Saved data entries

===

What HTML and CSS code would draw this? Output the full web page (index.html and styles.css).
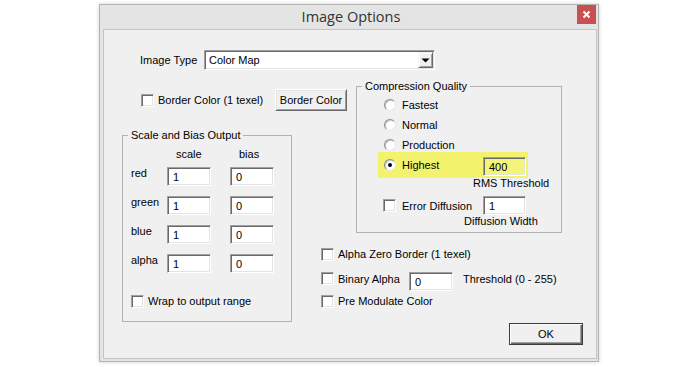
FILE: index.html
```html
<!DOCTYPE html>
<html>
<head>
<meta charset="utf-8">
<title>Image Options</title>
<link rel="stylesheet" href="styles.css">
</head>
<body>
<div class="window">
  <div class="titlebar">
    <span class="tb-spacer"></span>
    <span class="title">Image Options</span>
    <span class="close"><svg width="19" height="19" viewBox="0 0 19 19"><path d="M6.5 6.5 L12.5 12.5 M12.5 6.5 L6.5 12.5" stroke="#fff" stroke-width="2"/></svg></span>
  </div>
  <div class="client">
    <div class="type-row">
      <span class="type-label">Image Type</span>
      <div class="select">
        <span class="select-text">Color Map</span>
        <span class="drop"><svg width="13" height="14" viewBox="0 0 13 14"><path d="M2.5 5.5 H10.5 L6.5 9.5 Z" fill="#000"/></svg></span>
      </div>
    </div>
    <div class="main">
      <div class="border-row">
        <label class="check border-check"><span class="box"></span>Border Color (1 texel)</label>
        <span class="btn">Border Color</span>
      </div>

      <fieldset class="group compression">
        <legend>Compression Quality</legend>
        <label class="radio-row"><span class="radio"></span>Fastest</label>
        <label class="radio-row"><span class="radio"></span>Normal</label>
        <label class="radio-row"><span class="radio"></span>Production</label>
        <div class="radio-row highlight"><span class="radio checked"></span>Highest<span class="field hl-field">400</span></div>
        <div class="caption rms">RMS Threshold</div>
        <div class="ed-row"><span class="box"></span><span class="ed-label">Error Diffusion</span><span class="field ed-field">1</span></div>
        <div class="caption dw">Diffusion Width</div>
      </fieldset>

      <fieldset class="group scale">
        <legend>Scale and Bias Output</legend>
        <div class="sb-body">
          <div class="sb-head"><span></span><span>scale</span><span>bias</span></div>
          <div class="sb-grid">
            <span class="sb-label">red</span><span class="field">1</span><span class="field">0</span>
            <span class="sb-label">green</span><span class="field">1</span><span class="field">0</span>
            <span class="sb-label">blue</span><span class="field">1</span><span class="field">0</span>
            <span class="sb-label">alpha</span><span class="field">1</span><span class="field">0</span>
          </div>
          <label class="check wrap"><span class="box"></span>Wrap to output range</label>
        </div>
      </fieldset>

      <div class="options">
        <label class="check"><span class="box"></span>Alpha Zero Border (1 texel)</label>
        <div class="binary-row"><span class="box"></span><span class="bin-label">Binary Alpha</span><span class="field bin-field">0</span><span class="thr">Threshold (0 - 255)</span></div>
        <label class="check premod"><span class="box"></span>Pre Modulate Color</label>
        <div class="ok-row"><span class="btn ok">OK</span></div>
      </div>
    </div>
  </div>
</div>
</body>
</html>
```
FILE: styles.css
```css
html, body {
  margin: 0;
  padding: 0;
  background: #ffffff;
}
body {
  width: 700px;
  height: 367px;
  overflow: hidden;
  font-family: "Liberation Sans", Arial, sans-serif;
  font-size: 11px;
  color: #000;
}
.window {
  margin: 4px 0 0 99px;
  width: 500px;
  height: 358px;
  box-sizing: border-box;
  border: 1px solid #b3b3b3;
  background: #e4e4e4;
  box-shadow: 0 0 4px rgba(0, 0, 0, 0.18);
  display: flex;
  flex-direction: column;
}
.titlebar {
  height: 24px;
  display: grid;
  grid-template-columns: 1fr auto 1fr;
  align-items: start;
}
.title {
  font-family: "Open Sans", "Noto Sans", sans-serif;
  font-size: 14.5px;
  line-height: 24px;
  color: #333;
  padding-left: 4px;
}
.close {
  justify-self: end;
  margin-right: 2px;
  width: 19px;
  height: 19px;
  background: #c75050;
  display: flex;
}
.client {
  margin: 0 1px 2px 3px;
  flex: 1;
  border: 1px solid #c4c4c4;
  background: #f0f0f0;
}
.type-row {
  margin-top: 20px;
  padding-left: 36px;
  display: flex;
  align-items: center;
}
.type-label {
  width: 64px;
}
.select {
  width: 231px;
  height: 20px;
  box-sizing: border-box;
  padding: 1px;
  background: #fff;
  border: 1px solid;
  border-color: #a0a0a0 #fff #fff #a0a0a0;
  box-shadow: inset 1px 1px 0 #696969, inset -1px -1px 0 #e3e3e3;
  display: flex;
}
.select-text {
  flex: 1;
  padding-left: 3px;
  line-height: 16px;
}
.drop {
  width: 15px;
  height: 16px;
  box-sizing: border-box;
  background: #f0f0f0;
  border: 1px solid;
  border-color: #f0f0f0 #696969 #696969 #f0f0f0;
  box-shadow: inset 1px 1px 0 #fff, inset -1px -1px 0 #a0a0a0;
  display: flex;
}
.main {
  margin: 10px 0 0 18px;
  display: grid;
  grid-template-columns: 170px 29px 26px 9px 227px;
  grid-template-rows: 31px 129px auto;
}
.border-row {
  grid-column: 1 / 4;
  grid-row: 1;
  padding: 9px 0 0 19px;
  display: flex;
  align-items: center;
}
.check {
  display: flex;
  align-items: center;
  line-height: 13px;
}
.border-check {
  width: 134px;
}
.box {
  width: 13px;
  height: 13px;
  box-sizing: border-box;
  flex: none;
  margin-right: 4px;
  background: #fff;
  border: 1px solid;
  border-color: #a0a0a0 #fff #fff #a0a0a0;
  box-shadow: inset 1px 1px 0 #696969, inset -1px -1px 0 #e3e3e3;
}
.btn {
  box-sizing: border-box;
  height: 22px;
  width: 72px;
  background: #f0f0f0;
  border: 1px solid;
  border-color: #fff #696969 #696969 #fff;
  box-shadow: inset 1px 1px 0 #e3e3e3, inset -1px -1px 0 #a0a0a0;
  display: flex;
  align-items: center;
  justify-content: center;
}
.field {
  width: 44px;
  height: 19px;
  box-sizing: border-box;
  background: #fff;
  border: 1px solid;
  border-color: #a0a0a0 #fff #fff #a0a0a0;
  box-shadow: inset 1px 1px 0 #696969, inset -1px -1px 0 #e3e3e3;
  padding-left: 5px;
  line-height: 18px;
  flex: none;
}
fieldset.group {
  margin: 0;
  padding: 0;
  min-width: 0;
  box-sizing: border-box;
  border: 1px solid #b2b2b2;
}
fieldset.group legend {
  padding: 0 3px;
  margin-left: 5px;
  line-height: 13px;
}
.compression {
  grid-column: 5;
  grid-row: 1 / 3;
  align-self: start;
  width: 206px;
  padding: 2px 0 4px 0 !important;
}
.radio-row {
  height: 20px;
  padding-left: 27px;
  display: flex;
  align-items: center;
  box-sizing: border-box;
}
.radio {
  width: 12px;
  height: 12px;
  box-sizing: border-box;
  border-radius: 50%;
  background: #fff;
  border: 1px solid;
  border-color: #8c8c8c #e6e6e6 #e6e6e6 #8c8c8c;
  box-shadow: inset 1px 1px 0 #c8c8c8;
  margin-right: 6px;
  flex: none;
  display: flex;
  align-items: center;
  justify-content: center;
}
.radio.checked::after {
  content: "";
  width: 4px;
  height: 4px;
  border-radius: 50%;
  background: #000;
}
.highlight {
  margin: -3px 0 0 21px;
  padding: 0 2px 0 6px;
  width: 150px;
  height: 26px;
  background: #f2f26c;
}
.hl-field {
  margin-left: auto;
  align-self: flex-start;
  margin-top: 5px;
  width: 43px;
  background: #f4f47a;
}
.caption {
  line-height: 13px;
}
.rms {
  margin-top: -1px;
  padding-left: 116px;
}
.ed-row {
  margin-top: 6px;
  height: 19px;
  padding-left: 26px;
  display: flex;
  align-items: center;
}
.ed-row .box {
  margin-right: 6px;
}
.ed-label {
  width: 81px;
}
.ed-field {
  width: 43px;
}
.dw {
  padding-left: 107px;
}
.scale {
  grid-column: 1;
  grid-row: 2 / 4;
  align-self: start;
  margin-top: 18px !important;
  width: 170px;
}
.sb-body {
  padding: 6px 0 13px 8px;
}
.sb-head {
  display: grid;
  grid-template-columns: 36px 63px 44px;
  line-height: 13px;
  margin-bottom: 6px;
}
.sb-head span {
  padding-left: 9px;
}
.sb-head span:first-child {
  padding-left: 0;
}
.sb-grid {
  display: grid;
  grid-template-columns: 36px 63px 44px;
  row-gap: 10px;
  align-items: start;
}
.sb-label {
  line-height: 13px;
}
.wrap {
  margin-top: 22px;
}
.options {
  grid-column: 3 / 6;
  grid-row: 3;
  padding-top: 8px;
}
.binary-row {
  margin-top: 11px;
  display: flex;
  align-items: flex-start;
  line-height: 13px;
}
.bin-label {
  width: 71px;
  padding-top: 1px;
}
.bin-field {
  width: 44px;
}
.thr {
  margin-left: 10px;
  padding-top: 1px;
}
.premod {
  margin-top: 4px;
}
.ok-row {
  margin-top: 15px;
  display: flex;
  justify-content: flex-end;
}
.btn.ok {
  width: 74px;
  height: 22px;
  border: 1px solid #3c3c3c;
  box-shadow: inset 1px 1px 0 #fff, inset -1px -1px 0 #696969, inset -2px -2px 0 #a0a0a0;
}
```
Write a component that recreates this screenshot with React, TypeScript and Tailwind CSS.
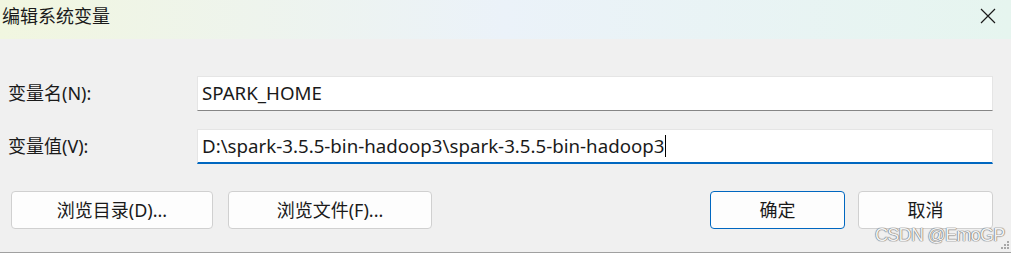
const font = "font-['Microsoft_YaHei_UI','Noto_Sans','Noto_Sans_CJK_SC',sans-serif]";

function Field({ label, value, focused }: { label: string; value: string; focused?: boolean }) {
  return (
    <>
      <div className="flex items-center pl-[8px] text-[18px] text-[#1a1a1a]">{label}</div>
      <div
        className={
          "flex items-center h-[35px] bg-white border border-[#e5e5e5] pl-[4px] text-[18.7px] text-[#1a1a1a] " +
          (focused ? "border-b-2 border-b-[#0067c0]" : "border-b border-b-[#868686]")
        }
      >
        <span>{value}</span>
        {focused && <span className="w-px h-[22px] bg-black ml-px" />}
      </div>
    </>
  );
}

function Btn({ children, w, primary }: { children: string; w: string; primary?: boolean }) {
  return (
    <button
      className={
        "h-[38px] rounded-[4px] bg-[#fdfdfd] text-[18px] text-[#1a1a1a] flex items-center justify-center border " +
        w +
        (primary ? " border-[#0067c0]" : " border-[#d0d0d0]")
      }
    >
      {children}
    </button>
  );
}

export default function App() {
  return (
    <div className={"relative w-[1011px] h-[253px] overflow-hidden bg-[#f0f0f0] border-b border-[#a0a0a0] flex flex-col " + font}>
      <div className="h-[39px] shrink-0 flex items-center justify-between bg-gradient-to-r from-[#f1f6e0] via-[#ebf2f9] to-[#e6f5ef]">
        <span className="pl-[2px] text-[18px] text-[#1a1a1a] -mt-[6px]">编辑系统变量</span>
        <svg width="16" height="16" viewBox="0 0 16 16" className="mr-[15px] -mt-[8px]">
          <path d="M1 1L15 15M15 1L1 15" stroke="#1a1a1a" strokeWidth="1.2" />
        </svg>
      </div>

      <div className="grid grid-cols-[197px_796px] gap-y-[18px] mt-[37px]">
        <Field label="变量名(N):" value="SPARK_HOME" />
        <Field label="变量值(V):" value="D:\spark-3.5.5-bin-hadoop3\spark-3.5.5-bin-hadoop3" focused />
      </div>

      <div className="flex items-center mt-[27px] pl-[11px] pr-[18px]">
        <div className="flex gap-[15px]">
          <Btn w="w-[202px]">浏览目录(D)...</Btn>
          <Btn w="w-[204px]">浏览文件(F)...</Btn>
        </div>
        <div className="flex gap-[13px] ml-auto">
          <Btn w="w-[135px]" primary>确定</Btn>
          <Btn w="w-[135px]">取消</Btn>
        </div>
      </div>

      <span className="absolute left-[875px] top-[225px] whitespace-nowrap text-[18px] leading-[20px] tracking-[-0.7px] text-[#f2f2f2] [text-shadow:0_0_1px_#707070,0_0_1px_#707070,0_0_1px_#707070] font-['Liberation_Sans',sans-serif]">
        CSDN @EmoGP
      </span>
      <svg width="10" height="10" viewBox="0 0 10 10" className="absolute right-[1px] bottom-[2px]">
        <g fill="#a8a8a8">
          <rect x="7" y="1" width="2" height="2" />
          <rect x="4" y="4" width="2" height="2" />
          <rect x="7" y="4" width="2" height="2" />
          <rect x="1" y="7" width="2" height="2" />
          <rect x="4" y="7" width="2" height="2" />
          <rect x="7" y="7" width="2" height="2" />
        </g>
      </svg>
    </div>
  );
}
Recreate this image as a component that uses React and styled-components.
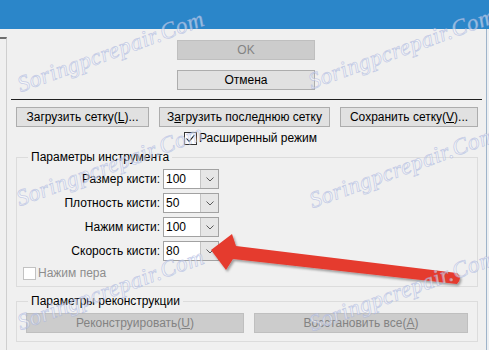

===

Check each line in the listing above for the string "React", then report how many lines contain it, with no other text.

--- Written response ---
2